The days are long and not always so sunny. There are lots of opportunities for new friends, new meetings, summer camps, outings etc. Let's not fear, as anxious children surely will. The Chinese word for 'crisis' is composed of two symbols; 'danger' and 'opportunity', and this is what we must look at when we have our children closer to us during the summer months.
At this time of the year, we may be more aware of the differences in their social schedules, and with this comes a visibility to their anxieties. As we observe them on the beach or at outings with other people, we may get an insight into their interpersonal interactions. So, I have come up with five points we can work on during the summer months that just may help when they return to school - little seeds to be planted!
1. Hear their anxieties
‘What happens if someone is mean to me?’. The unhelpful answer is ‘don't be silly, no one will be mean’. There is a reason they ask this, and they want the truth. Someone might be mean - there is always this possibility all through life, and if we dismiss or negate their concerns, we do them no favours. So, if someone is mean, what do we do? We can laugh at them; we can look them in the eye and say 'whatever you think'; we can find someone nicer to play with. This is an opportunity to teach them great assertiveness skills.
2. Call them on their interactions
When we observe them engaging with their siblings and friends on summer holiday - even us, as parents - and they hurt feelings or loose empathy in a situation, don’t shout and yell; see this as an opportunity to get at their level and explain the impact of their words and behaviours.
3. Learn about their online world
No time is better for them to be engrossed on social media than on holidays with their parents! Don’t just dismiss this, and don’t just allow this. Give them boundaries on it: not at dinner tables, not past a certain time at night, etc. Have conversations with your kids at dinner. It is amazing what you will learn, and you now have a great opportunity to teach. When they are online, ask them (don’t harass or bombard) what they are looking at, how do they do what they are doing (they quite enjoy teaching us old people!), if they have friends they've never met, etc. Open that window into their world.
4. Encourage them out of their comfort zone
Young people need adrenaline and adventure (especially boys) and it is best if we provide or facilitate that in a safe way.

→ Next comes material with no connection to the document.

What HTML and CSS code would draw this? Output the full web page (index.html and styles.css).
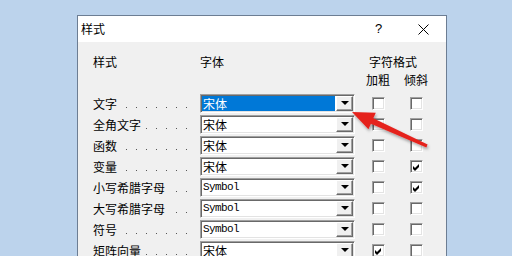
FILE: index.html
```html
<!DOCTYPE html>
<html lang="zh-CN">
<head>
<meta charset="UTF-8">
<title>样式</title>
<link rel="stylesheet" href="styles.css">
</head>
<body>
<div class="dialog">
  <div class="titlebar">
    <span class="title">样式</span>
    <span class="tb-btn">?</span>
    <span class="tb-btn">
      <svg width="11" height="11" viewBox="0 0 11 11"><path d="M0.5 0.5 L10.5 10.5 M10.5 0.5 L0.5 10.5" stroke="#000" stroke-width="1"/></svg>
    </span>
  </div>

  <div class="content">
    <div class="head">样式</div>
    <div class="head">字体</div>
    <div class="head span2">字符格式</div>
    <div></div>
    <div></div>
    <div class="head sub">加粗</div>
    <div class="head sub">倾斜</div>

    <div class="label"><span>文字</span><span class="dots"></span></div>
    <div class="combo"><span class="value selected">宋体</span><span class="arrow"></span></div>
    <div class="cell"><span class="check"></span></div>
    <div class="cell"><span class="check"></span></div>

    <div class="label"><span>全角文字</span><span class="dots"></span></div>
    <div class="combo"><span class="value">宋体</span><span class="arrow"></span></div>
    <div class="cell"><span class="check"></span></div>
    <div class="cell"><span class="check"></span></div>

    <div class="label"><span>函数</span><span class="dots"></span></div>
    <div class="combo"><span class="value">宋体</span><span class="arrow"></span></div>
    <div class="cell"><span class="check"></span></div>
    <div class="cell"><span class="check"></span></div>

    <div class="label"><span>变量</span><span class="dots"></span></div>
    <div class="combo"><span class="value">宋体</span><span class="arrow"></span></div>
    <div class="cell"><span class="check"></span></div>
    <div class="cell"><span class="check on"><svg width="7" height="7" viewBox="0 0 7 7"><polygon points="0,2 2,4 6,0 6,3 2,7 0,5" fill="#000"/></svg></span></div>

    <div class="label"><span>小写希腊字母</span><span class="dots"></span></div>
    <div class="combo"><span class="value mono">Symbol</span><span class="arrow"></span></div>
    <div class="cell"><span class="check"></span></div>
    <div class="cell"><span class="check on"><svg width="7" height="7" viewBox="0 0 7 7"><polygon points="0,2 2,4 6,0 6,3 2,7 0,5" fill="#000"/></svg></span></div>

    <div class="label"><span>大写希腊字母</span><span class="dots"></span></div>
    <div class="combo"><span class="value mono">Symbol</span><span class="arrow"></span></div>
    <div class="cell"><span class="check"></span></div>
    <div class="cell"><span class="check"></span></div>

    <div class="label"><span>符号</span><span class="dots"></span></div>
    <div class="combo"><span class="value mono">Symbol</span><span class="arrow"></span></div>
    <div class="cell"><span class="check"></span></div>
    <div class="cell"><span class="check"></span></div>

    <div class="label"><span>矩阵向量</span><span class="dots"></span></div>
    <div class="combo"><span class="value">宋体</span><span class="arrow"></span></div>
    <div class="cell"><span class="check on"><svg width="7" height="7" viewBox="0 0 7 7"><polygon points="0,2 2,4 6,0 6,3 2,7 0,5" fill="#000"/></svg></span></div>
    <div class="cell"><span class="check"></span></div>
  </div>
</div>

<!-- annotation arrow drawn over the dialog -->
<svg class="annot" width="512" height="256" viewBox="0 0 512 256">
  <defs>
    <filter id="shadow" x="-20%" y="-20%" width="140%" height="160%">
      <feDropShadow dx="1" dy="2" stdDeviation="1.5" flood-color="#000" flood-opacity="0.35"/>
    </filter>
  </defs>
  <polygon points="352,112 375.8,112.8 373.3,118.3 427.6,144.6 426.4,147.4 370.9,123.7 368.4,129.2" fill="#e5241f" filter="url(#shadow)"/>
</svg>
</body>
</html>
```

FILE: styles.css
```css
body {
  margin: 0;
  width: 512px;
  height: 256px;
  overflow: hidden;
  position: relative;
  background: #bcd3ec;
  font-family: "Noto Sans CJK SC", sans-serif;
  font-size: 12px;
  line-height: 16px;
  color: #000;
}

.dialog {
  margin: 15px 0 0 77px;
  width: 368px;
  height: 260px;
  border: 1px solid #6c7d93;
  background: #f0f0f0;
}

.titlebar {
  height: 26px;
  background: #fff;
  display: flex;
  align-items: center;
  padding-left: 3px;
}

.title {
  flex: 1;
}

.tb-btn {
  width: 45px;
  height: 26px;
  display: flex;
  align-items: center;
  justify-content: center;
  font-family: "Liberation Sans", sans-serif;
  font-size: 13px;
}

.content {
  display: grid;
  grid-template-columns: 107px 155px 46px 30px;
  grid-template-rows: 16px 20px repeat(8, 19px);
  row-gap: 2px;
  align-items: center;
  padding: 12px 0 0 15px;
}

.head {
  white-space: nowrap;
}

.span2 {
  grid-column: 3 / 5;
  text-align: center;
}

.sub {
  text-align: center;
  align-self: start;
}

.label {
  display: flex;
  height: 19px;
  align-items: center;
  padding-right: 13px;
  white-space: nowrap;
}

/* dot leaders: one grey pixel every 10px, lined up from the right */
.dots {
  flex: 1;
  align-self: stretch;
  margin-left: 3px;
  background-image: linear-gradient(to right, transparent 9px, #555 9px);
  background-size: 10px 1px;
  background-repeat: repeat-x;
  background-position: right 0 bottom 5px;
}

.combo {
  height: 19px;
  box-sizing: border-box;
  display: flex;
  background: #fff;
  border-top: 1px solid #a0a0a0;
  border-left: 1px solid #a0a0a0;
  border-right: 1px solid #fff;
  border-bottom: 1px solid #fff;
  box-shadow: inset 1px 1px 0 #696969, inset -1px -1px 0 #e3e3e3;
  padding: 1px;
}

.value {
  flex: 1;
  padding-left: 1px;
  line-height: 15px;
  margin-right: 1px;
}

.value.selected {
  background: #0078d7;
  color: #fff;
}

.mono {
  font-family: "Liberation Mono", monospace;
  font-size: 11px;
  letter-spacing: -0.6px;
}

.arrow {
  width: 17px;
  box-sizing: border-box;
  background: #f0f0f0;
  border-top: 1px solid #fff;
  border-left: 1px solid #fff;
  border-right: 1px solid #696969;
  border-bottom: 1px solid #696969;
  box-shadow: inset -1px -1px 0 #a0a0a0;
  display: flex;
  align-items: center;
  justify-content: center;
}

.arrow::after {
  content: "";
  border-left: 4px solid transparent;
  border-right: 4px solid transparent;
  border-top: 4px solid #000;
  margin-bottom: 1px;
}

.cell {
  display: flex;
  justify-content: center;
}

.check {
  width: 13px;
  height: 13px;
  box-sizing: border-box;
  background: #fff;
  border-top: 1px solid #a0a0a0;
  border-left: 1px solid #a0a0a0;
  border-right: 1px solid #fff;
  border-bottom: 1px solid #fff;
  box-shadow: inset 1px 1px 0 #696969, inset -1px -1px 0 #e3e3e3;
  display: flex;
  align-items: center;
  justify-content: center;
}

.check svg {
  margin: 1px 0 0 1px;
}

.annot {
  position: absolute;
  left: 0;
  top: 0;
  pointer-events: none;
}
```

Get them out of the house, sign them up for things, do fun things with them if you can. Get them away from the screen, the constant need for ‘other’ input and never-ending communication, and get them doing something for them; something all about them and tapping into who they are, not what others think they are.

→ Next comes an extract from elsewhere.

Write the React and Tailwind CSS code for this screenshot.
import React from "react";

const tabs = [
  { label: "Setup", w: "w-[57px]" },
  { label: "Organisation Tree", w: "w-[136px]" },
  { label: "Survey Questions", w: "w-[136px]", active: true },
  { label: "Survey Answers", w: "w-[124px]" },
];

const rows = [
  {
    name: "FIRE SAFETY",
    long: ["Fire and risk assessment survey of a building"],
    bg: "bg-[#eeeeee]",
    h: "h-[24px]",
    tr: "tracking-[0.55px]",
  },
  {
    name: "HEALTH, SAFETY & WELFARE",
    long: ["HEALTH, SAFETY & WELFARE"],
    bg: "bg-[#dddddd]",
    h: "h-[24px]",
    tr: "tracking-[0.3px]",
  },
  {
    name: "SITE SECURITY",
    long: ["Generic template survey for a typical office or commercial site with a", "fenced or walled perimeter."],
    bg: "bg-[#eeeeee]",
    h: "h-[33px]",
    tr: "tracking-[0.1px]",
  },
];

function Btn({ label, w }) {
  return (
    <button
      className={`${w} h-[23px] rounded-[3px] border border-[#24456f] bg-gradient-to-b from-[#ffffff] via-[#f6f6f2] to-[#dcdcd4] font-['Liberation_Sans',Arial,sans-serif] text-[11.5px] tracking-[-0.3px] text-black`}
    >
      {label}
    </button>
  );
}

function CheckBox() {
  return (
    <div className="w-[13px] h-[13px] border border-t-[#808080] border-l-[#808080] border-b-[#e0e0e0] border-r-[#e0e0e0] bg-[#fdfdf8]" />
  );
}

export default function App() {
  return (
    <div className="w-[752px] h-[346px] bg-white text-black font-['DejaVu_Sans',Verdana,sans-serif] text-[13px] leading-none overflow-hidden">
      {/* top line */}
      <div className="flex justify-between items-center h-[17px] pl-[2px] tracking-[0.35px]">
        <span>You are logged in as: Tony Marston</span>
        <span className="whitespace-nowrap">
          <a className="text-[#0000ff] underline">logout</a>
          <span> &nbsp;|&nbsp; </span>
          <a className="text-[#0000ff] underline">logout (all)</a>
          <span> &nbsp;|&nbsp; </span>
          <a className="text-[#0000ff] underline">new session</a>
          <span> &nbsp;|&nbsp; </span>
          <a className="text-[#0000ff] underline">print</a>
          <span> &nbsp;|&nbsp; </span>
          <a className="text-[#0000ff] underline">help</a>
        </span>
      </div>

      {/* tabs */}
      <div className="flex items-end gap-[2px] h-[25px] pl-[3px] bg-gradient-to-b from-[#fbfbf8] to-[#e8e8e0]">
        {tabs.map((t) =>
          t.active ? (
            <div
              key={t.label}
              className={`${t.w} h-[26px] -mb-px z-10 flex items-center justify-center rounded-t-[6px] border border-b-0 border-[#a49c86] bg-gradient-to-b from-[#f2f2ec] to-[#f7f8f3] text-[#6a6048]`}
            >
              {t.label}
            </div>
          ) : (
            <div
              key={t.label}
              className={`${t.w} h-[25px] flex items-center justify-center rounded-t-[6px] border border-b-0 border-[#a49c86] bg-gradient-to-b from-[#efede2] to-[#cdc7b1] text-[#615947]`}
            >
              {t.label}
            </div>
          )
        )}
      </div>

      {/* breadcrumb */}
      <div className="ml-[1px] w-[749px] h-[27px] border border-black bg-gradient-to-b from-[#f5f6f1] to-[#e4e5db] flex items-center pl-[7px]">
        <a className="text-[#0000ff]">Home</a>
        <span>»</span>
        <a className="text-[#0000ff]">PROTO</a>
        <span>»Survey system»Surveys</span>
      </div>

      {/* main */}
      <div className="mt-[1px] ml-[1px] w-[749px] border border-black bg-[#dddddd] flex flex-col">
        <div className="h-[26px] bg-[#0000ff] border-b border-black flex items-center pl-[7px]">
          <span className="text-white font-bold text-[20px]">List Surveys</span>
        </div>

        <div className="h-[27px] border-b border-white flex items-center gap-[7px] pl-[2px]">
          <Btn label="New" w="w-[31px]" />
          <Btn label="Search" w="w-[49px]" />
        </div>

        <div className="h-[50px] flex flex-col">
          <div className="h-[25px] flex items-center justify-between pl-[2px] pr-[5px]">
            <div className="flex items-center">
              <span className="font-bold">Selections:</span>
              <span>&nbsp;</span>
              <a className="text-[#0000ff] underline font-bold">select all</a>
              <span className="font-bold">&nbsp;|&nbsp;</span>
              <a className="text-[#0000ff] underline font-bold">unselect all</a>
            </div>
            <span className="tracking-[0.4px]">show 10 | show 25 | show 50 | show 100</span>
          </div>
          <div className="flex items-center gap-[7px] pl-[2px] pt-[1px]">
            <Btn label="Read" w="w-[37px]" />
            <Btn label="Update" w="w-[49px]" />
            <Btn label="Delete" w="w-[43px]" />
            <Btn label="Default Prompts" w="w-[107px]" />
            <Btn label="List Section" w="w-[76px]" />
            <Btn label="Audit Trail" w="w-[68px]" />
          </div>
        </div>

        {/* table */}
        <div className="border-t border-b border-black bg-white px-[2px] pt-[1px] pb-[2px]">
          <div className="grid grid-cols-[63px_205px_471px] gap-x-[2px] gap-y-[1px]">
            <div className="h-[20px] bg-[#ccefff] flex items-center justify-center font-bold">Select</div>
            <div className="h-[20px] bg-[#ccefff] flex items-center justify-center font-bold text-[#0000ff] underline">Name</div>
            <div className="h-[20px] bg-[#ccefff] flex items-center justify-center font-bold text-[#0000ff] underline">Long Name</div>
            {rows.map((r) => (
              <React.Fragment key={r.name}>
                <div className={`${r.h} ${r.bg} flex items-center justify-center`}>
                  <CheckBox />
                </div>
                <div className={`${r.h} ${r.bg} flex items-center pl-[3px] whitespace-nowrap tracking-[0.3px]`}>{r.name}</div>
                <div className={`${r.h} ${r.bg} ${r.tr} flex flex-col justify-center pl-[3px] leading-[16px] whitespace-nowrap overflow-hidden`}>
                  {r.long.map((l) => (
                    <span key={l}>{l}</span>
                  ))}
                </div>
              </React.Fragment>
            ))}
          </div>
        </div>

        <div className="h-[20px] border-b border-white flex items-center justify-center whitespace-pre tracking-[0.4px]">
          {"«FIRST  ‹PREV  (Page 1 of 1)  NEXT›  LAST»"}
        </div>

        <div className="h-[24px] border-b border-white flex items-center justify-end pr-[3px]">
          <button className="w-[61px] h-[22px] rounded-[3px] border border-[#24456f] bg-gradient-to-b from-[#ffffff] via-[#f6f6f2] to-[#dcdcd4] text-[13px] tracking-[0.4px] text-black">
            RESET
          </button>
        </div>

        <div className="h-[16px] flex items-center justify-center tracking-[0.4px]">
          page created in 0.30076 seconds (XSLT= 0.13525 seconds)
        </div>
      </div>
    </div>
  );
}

5. Raise their self-esteem
This is a great time to see how brilliant (look past exhausting, grumpy, stubborn etc!) your child is. Don’t view them as how they 'should' be from the prescription downloaded in your head, but look at who they are and tell them you love them and accept them. Nerds, geeks, sporty, funny, weird - all of these attributes help form an identity and must be praised because, trust me, they are wonderful; and if you have genuine concerns that there may be depressive tendencies, empathy issues, lack of emotion, see it and act on it. Doing nothing is not giving your child the best opportunity.
I know I said five, but this last one cant go unsaid….
6. Please practice best practice!
Our children watch how we react, how we behave and how we treat others. Please stand up for your self, don't let people hurt you, and, crucially, don't respond with more hurt. This is the unbreakable cycle. Please don't ‘badmouth’ people in front of your children - this teaches them that it is okay to speak ill of people behind backs and then treat them nice face-to-face. Please teach tolerance of difference. Show your children that everyone is different, and difference is okay and wholly supported.